Et comme la République ne fait jamais les choses à moitié, non seulement elle lui conteste sa qualité de français sur le plan judiciaire, mais sur le plan administratif, cela fait un an qu’il demande à faire venir sa fiancée en France pour pouvoir l’épouser. En vain, le consulat général de France à Dakar refuse le visa à sa fiancée, et ce malgré les interventions de Jean Glavany, député SRC de Tarbes.
Ounoussou Guissé est juste assez français pour se faire tirer dessus.

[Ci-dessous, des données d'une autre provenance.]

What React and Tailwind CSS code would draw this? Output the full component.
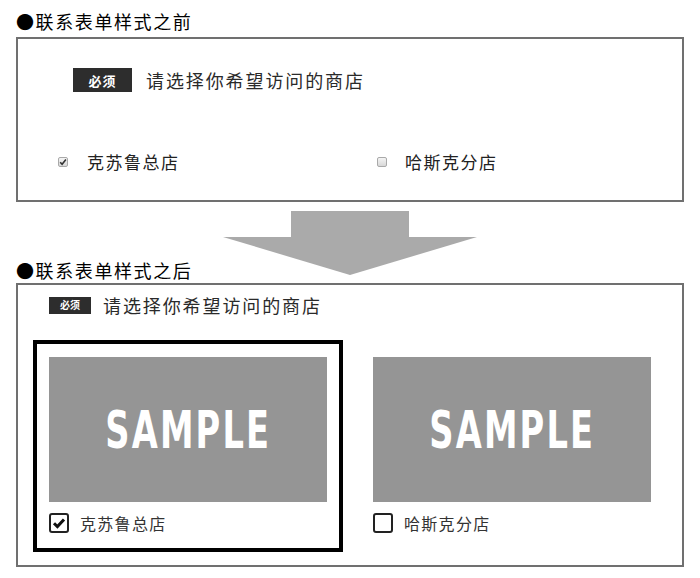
import React from 'react';

const cjk = "font-['Noto_Sans_CJK_SC','Noto_Sans',sans-serif]";

const Badge = ({ big }) => (
  <span
    className={
      big
        ? 'flex items-center justify-center w-[59px] h-[24px] bg-[#2d2d2d] text-white text-[13px] font-bold tracking-[1px] leading-none'
        : 'flex items-center justify-center w-[42px] h-[17px] bg-[#2d2d2d] text-white text-[10px] font-bold leading-none'
    }
  >
    必须
  </span>
);

const TinyBox = ({ checked }) => (
  <span className="flex items-center justify-center w-[10px] h-[10px] rounded-[2px] border border-[#a9a9a9] bg-gradient-to-b from-[#f4f4f4] to-[#d8d8d8]">
    {checked && (
      <svg width="8" height="8" viewBox="0 0 8 8">
        <path d="M1.2 4.2 L3.1 6.2 L6.9 1.4" fill="none" stroke="#333" strokeWidth="1.6" />
      </svg>
    )}
  </span>
);

const StoreCard = ({ label, selected }) => (
  <div className={`border-4 ${selected ? 'border-black' : 'border-transparent'} px-[12px] pt-[13px] pb-[15px]`}>
    <div className="w-[278px] h-[145px] bg-[#959595] flex items-center justify-center">
      <span className="text-white font-['Liberation_Sans_Narrow','DejaVu_Sans_Condensed',sans-serif] font-bold text-[52px] tracking-[3px] leading-none scale-x-[0.72]">
        SAMPLE
      </span>
    </div>
    <div className="flex items-center mt-[11px]">
      <span className="flex items-center justify-center w-[20px] h-[20px] rounded-[3px] border-2 border-[#222] bg-white">
        {selected && (
          <svg width="14" height="14" viewBox="0 0 14 14">
            <path d="M2 7.2 L5.4 10.6 L12 3.4" fill="none" stroke="#111" strokeWidth="3" />
          </svg>
        )}
      </span>
      <span className="ml-[11px] text-[16px] tracking-[1.3px] text-[#333] leading-[20px]">{label}</span>
    </div>
  </div>
);

export default function App() {
  return (
    <div className={`w-[700px] h-[578px] bg-white px-4 text-[#222] ${cjk}`}>
      <h2 className="pt-[9px] mb-[4px] text-[18px] leading-[24px] tracking-[1.6px] text-black">●联系表单样式之前</h2>

      {/* before */}
      <div className="border-2 border-[#707070] pt-[29px] pb-[26px]">
        <div className="flex items-center pl-[55px]">
          <Badge big />
          <span className="ml-[14px] text-[18px] leading-[24px] tracking-[1.9px] text-[#2a2a2a]">请选择你希望访问的商店</span>
        </div>
        <div className="flex items-center pl-[40px] mt-[58px] h-[24px]">
          <div className="flex items-center w-[319px]">
            <TinyBox checked />
            <span className="ml-[19px] text-[17px] tracking-[1.5px] leading-[24px]">克苏鲁总店</span>
          </div>
          <div className="flex items-center">
            <TinyBox />
            <span className="ml-[18px] text-[17px] tracking-[1.5px] leading-[24px]">哈斯克分店</span>
          </div>
        </div>
      </div>

      {/* arrow + heading */}
      <div className="grid h-[81px]">
        <svg className="col-start-1 row-start-1 justify-self-center self-start mt-[9px]" width="254" height="64" viewBox="0 0 254 64">
          <rect x="68" y="0" width="118" height="27" fill="#aaaaaa" />
          <polygon points="0,26 254,26 127,64" fill="#aaaaaa" />
        </svg>
        <h2 className="col-start-1 row-start-1 self-end mb-[1px] text-[18px] leading-[24px] tracking-[1.6px] text-black">●联系表单样式之后</h2>
      </div>

      {/* after */}
      <div className="border-2 border-[#707070] pt-[8px] pb-[13px]">
        <div className="flex items-center pl-[31px] h-[24px]">
          <Badge />
          <span className="ml-[12px] text-[18px] leading-[24px] tracking-[1.9px] text-[#2a2a2a]">请选择你希望访问的商店</span>
        </div>
        <div className="flex gap-[14px] pl-[15px] mt-[23px]">
          <StoreCard label="克苏鲁总店" selected />
          <StoreCard label="哈斯克分店" />
        </div>
      </div>
    </div>
  );
}
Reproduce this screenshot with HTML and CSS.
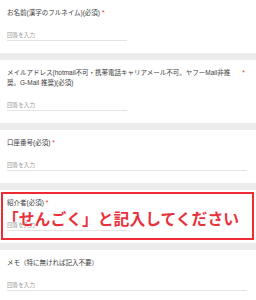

Pour pouvoir voter ou épouser celle qu’il aime, la République qu’il sert le prie gentiment d’aller se faire voir.
Contrairement à son président, la République est bien ingrate envers ses enfants.
Notes
[1] L’article 153 disposait que les personnes non originaires domiciliées sur un territoire accédant à l’indépendance pouvait recouvrer par déclaration la nationalité française si elles établissaient préalablement leur domicile en France. A contrario, on en déduisait que les personnes non originaires domiciliées en France avaient gardé leur nationalité et n’avaient donc pas à souscrire de déclaration.